EDITORIALE – Nella testa di Mancini
Ma al di là degli effettivi che andranno selezionati per la stracittadina, il tecnico jesino ha il complicatissimo compito di capire come mai i suoi giocatori abbiano questa tendenza a dare segnali contrastanti sul loro effettivo stato di salute che imbarazzerebbe anche il celebre dottor Jekyll. Siamo onesti: dopo la terrificante prova disputata contro il Parma – che è tutto tranne che un cadavere ambulante come si potrebbe immaginare, e la vittoria sulla Juventus l’ha confermato, ma come alibi non può bastare – aspettarsi una partita con gli spunti positivi che comunque la sfida con l’Hellas ha regalato ma, soprattutto, una vittoria quasi mai messa davvero in discussione era veramente difficile.
È proprio questa lunaticità nerazzurra a rendere oltremodo complessa la lettura e l’interpretazione dei segni che la squadra lascia dietro di sé, anche all’interno di una stessa gara. A un tempo fatto male, solitamente, segue uno fatto bene (o viceversa); quasi mai il Biscione gioca 90′ tutti allo stesso livello (e quando è successo è successo al ribasso, vedasi appunto la partita di otto giorni fa contro il Parma). Per Mancini la missione già non è delle più semplici, se poi la squadra si comporta in maniera tutt’altro che lineare come abbondantemente detto e riportato negli ultimi due mesi allora diventa seriamente quasi impossibile.
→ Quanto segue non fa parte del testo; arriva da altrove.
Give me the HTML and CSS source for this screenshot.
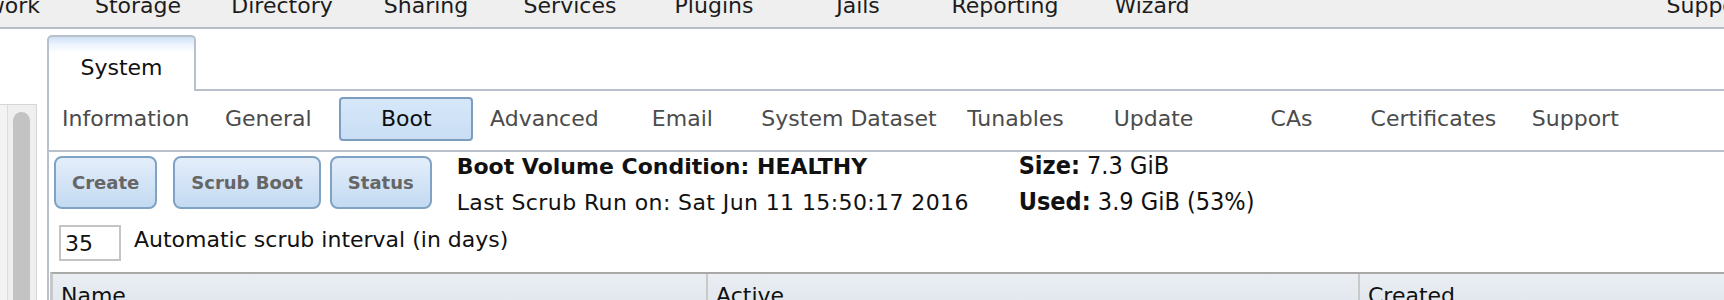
FILE: index.html
```html
<!DOCTYPE html>
<html>
<head>
<meta charset="utf-8">
<title>System - Boot</title>
<link rel="stylesheet" href="styles.css">
</head>
<body>
<div class="topnav">
  <div class="navitem">Network</div>
  <div class="navitem">Storage</div>
  <div class="navitem">Directory</div>
  <div class="navitem">Sharing</div>
  <div class="navitem">Services</div>
  <div class="navitem">Plugins</div>
  <div class="navitem">Jails</div>
  <div class="navitem wide">Reporting</div>
  <div class="navitem">Wizard</div>
  <div class="navitem navright">Support</div>
</div>
<div class="main">
  <div class="sidebar">
    <div class="track"><div class="thumb"></div></div>
  </div>
  <div class="panel">
    <div class="tabstrip">
      <div class="tab">System</div>
      <div class="tabfill"></div>
    </div>
    <div class="panelbody">
      <div class="subtabs">
        <div class="subtab">Information</div>
        <div class="subtab">General</div>
        <div class="subtab active">Boot</div>
        <div class="subtab">Advanced</div>
        <div class="subtab">Email</div>
        <div class="subtab">System Dataset</div>
        <div class="subtab">Tunables</div>
        <div class="subtab">Update</div>
        <div class="subtab">CAs</div>
        <div class="subtab">Certificates</div>
        <div class="subtab">Support</div>
      </div>
      <div class="actions">
        <button class="btn btn-create">Create</button>
        <button class="btn btn-scrub">Scrub Boot</button>
        <button class="btn btn-status">Status</button>
        <div class="info">
          <div class="info-strong">Boot Volume Condition: HEALTHY</div>
          <div class="info-line">Last Scrub Run on: Sat Jun 11 15:50:17 2016</div>
        </div>
        <div class="usage">
          <div><b>Size:</b> 7.3 GiB</div>
          <div><b>Used:</b> 3.9 GiB (53%)</div>
        </div>
      </div>
      <div class="scrubrow">
        <input class="days" type="text" value="35">
        <span class="scrublabel">Automatic scrub interval (in days)</span>
      </div>
      <div class="grid">
        <div class="cell">Name</div>
        <div class="cell">Active</div>
        <div class="cell last">Created</div>
      </div>
    </div>
  </div>
</div>
</body>
</html>
```
FILE: styles.css
```css
html, body {
  margin: 0;
  padding: 0;
  background: #ffffff;
  overflow: hidden;
}
body {
  font-family: "DejaVu Sans", Verdana, sans-serif;
  font-size: 22px;
  color: #111111;
  width: 1724px;
  height: 300px;
}

/* top navigation */
.topnav {
  display: flex;
  align-items: flex-start;
  height: 27px;
  overflow: hidden;
  background: #efefef;
  border-bottom: 2px solid #b6bdc7;
  margin-left: -78px;
  margin-right: -58px;
}
.navitem {
  flex: 0 0 144px;
  text-align: center;
  line-height: 27px;
  margin-top: -8px;
  color: #1c1c1c;
  white-space: nowrap;
}
.navitem.wide { flex-basis: 150px; }
.navitem.navright { margin-left: auto; }

/* main area */
.main {
  display: flex;
  height: 271px;
  overflow: hidden;
}
.sidebar {
  flex: 0 0 36px;
  margin-top: 75px;
  background: #f3f3f3;
  border-top: 1px solid #d6d6d6;
  border-right: 1px solid #d6d6d6;
  display: flex;
}
.track {
  margin-left: 7px;
  border-left: 1px solid #dcdcdc;
  padding-left: 5px;
  padding-top: 7px;
  background: #efefef;
  flex: 1;
  display: flex;
}
.thumb {
  width: 17px;
  background: #c3c3c3;
  border-radius: 9px 9px 0 0;
}

.panel {
  flex: 1;
  margin-left: 10px;
  margin-top: 6px;
  display: flex;
  flex-direction: column;
  min-width: 0;
}
.tabstrip {
  display: flex;
  height: 56px;
}
.tab {
  box-sizing: border-box;
  width: 149px;
  height: 56px;
  border: 2px solid #b8c0cb;
  border-bottom: none;
  border-radius: 5px 5px 0 0;
  background: linear-gradient(#cfe1f6 0px, #eef5fd 8px, #ffffff 16px);
  text-align: center;
  padding-top: 18px;
  line-height: 26px;
  color: #111111;
}
.tabfill {
  flex: 1;
  border-bottom: 2px solid #b8c0cb;
}
.panelbody {
  flex: 1;
  border-left: 2px solid #b8c0cb;
}

/* sub tabs */
.subtabs {
  box-sizing: border-box;
  height: 61px;
  padding-top: 6px;
  padding-left: 3px;
  display: flex;
  align-items: flex-start;
  border-bottom: 2px solid #b8c0cb;
}
.subtab {
  box-sizing: border-box;
  min-width: 134px;
  height: 44px;
  margin: 0 2px;
  padding: 0 6px;
  border: 2px solid transparent;
  border-radius: 4px;
  line-height: 40px;
  text-align: center;
  color: #4b4b4b;
  white-space: nowrap;
}
.subtab.active {
  border-color: #7d9dc0;
  background: linear-gradient(#d6e7f9, #c9def4);
  color: #0d0d0d;
}

/* action row */
.actions {
  box-sizing: border-box;
  height: 57px;
  display: flex;
  align-items: flex-start;
  padding-top: 4px;
}
.btn {
  box-sizing: border-box;
  height: 53px;
  padding: 0 16px;
  border: 2px solid #7fa2c5;
  border-radius: 8px;
  background: linear-gradient(#e4eefa, #c3daf2);
  font-family: "DejaVu Sans", Verdana, sans-serif;
  font-weight: bold;
  font-size: 18px;
  color: #666666;
  white-space: nowrap;
}
.btn-create { margin-left: 5px; }
.btn-scrub { margin-left: 16px; }
.btn-status { margin-left: 9px; }
.info {
  flex: 0 0 562px;
  margin-left: 25px;
  margin-top: -7px;
  line-height: 36px;
  color: #111111;
  white-space: nowrap;
}
.info-strong { font-weight: bold; }
.info-line { letter-spacing: 0.4px; }
.usage {
  font-family: "DejaVu Sans Condensed", "DejaVu Sans", sans-serif;
  font-stretch: condensed;
  font-size: 25px;
  line-height: 36px;
  margin-top: -8px;
  color: #111111;
  white-space: nowrap;
}

/* scrub interval */
.scrubrow {
  display: flex;
  align-items: flex-start;
  margin-top: 16px;
  padding-left: 10px;
}
.days {
  box-sizing: border-box;
  width: 62px;
  height: 36px;
  margin: 0;
  border: 2px solid #c4c4c4;
  padding: 0 0 0 4px;
  font-family: "DejaVu Sans", Verdana, sans-serif;
  font-size: 22px;
  line-height: 32px;
  color: #111111;
  background: #ffffff;
  outline: none;
}
.scrublabel {
  margin-left: 13px;
  margin-top: 2px;
  color: #111111;
  white-space: nowrap;
}

/* grid header */
.grid {
  margin-top: 11px;
  margin-left: 1px;
  display: grid;
  grid-template-columns: 655px 652px 1fr;
  border-top: 2px solid #a9a9a9;
  border-left: 3px solid #c8c8c8;
  background: linear-gradient(#eaeef3, #dfe5ec);
}
.cell {
  box-sizing: border-box;
  border-right: 2px solid #c9c9c9;
  padding: 9px 8px 6px 8px;
  line-height: 26px;
  color: #111111;
}
.cell.last { border-right: none; }
```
In realtà, per non andare troppo lontano, possiamo ipotizzare ragionevolmente che il Mancio si stia ora chiedendo cosa si deve aspettare dall’imminente derby. Prima ancora di capire chi mandare in campo, infatti, l’allenatore ex City e Lazio dovrà studiare attentamente i suoi in allenamento e cercare di capire cosa hanno in mente ancor prima che nelle loro gambe perché pare essere qui la chiave per ottenere un rendimento decente nelle restanti partite di questa stagione (va da sé che, per la prossima, quella psicologica sarà solo una delle tante componenti che vanno aggiustate. È anche vero che è una delle poche sulle quali ha senso lavorare già adesso).
Un’obiezione lecita potrebbe essere: ma il Mancini Roberto da Jesi, con quello stipendio mostruoso, non ha lavorato sulla testa dei giocatori fin dal primo giorno e ciò nonostante non ha saputo aggiustare la mira al gruppo in questi mesi di lavoro? La risposta è ovvia: senz’altro il Mancio sta lavorando da un pezzo sulla mentalità degli uomini a disposizione così come sull’approccio alle partite nonché alla tenuta mentale ma il lavoro è complesso, specie se la rosa, fin dall’arrivo dell’allora normalizzatore Ranieri, gioca in prima battuta per non prenderle. Sono infatti ormai quattro anni e passa che l’Inter sostanzialmente gioca chiudendosi per poi ripartire e questo tipo di “condizionamento” non si può scardinare in poco tempo. Inoltre il mister marchigiano non ha avuto veramente idea di tutto il repertorio di fragilità emotive e psicologiche di cui soffre la rosa fino al periodo intercorso tra la metà di febbraio e quella di scorso marzo, periodo in cui ha visto la stranissima partita di Glasgow, la sconcertante eliminazione col Wolfsburg, gli assurdi pareggi con Napoli e Cesena o la sconfitta “piatta” contro la Fiorentina (e questo si nota decisamente dai concetti espressi nei post partita e nelle conferenze stampa; man mano che si susseguivano le partite, Mancini ha sempre più enfatizzato la componente del lavoro quotidiano a scapito di quella dei risultati immediati, probabilmente perché s’è reso conto che a questa squadra serviva ben più che un pizzico di fiducia in sé stessa).
A tutto ciò ecco aggiungersi anche il can-can mediatico che ha suscitato l’indiscrezione de La Gazzetta sul ritorno di Moratti, la presunta reazione piccata di Thohir e il brusio sui social relativo alla questione ma anche il calciomercato – sostanzialmente mai terminato da dicembre a oggi – e quindi le liste di nomi improbabili/impossibili/acchiappa-gonzi. Questo perché in casa nerazzurra piove sempre sul bagnato.
La morale finale è che in ben pochi vorrebbero essere adesso nella testa di Roberto Mancini, con un derby da giocare, una stagione pessima da chiudere e una esaltante (per forza, più o meno) da pianificare. Nonostante sia una tribolazione ben pagata, la missione Inter rimane infatti tremendamente difficile.